Some Sociological theorists believe that mental illness is a social construction in order to rationalise bizarre or irrational behaviour that cannot be in any other way explained. This is known as labelling theory. Scheff (1966) argued that people are labelled as mentally ill because their behaviour does not make sense to others. “Scheff points out that labelling of a person as mentally ill is facilitated by stereotyped imagery learned in early childhood and continually reaffirmed, inadvertently, in ordinary social interaction and through the mass media. Thus, when a person’s violation of social norms or deviance becomes a public issue, the traditional stereotype of “crazy person” is readily adopted both by those reacting to the deviant person and, often, by the deviant person as well” (Lamb. 2002). Erving Goffman suggests that when someone is labelled as mentally ill then they are treated differently. When an interaction takes place with that person it is with this knowledge of the mental illness, therefore creating what Goffman called a spurious interaction (Haralambos and Holborn, 2004).
From a behaviourist view, Schizophrenia could be viewed as a kind of learned behaviour. “From this perspective, people engage in schizophrenic behaviour when it is more likely to be reinforced than normal behaviour (Rathus, 2004). This could be the result of being raised in an unrewarding or punitive situation. It could also be observed that this kind of behaviour is reinforced within the hospital setting, where the schizophrenic behaviour is reinforced through attention from professionals within that setting. Cognitive theory argues that behavior is affected by perception or interpretation of the environment during the process of learning. “Apparently inappropriate behavior must therefore arise from misinterpretation. Therapy tries to correct the misunderstanding, so that our behavior reacts appropriately to the environment” (Payne, 2006)
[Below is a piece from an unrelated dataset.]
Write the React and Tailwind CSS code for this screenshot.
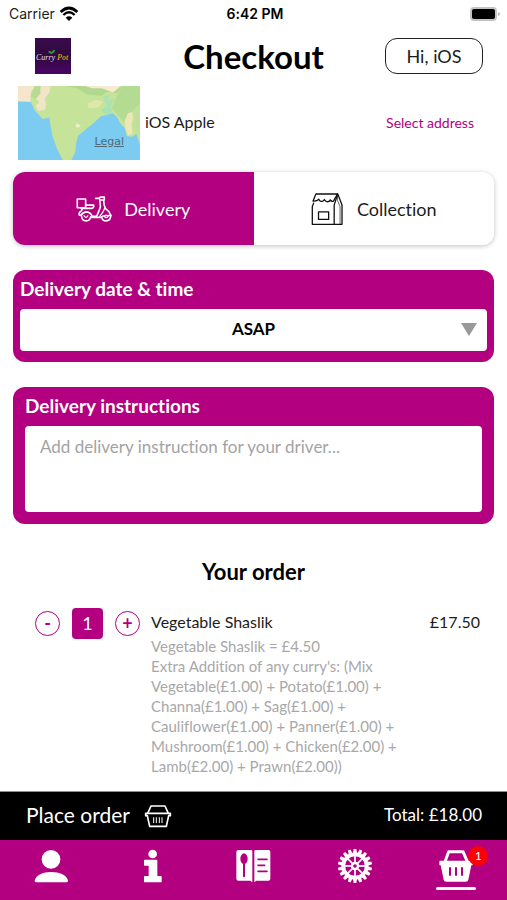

I believe the experiences I have had with my father give me the ability to understand mental illness without stigmatising. It also helps me empathise with the sufferer and the family. An empathetic approach to someone who was hearing voices for example, would be to understand that to the person affect, they are very real. I fully understand the importance of having the right services in place in order for that person to thrive. My experience allows me to observe the wider context of a situation and realise that it is not only the primary sufferer of the condition that is affected. The wider family needs to be considered as they have a huge role to play in the well-being of the person concerned.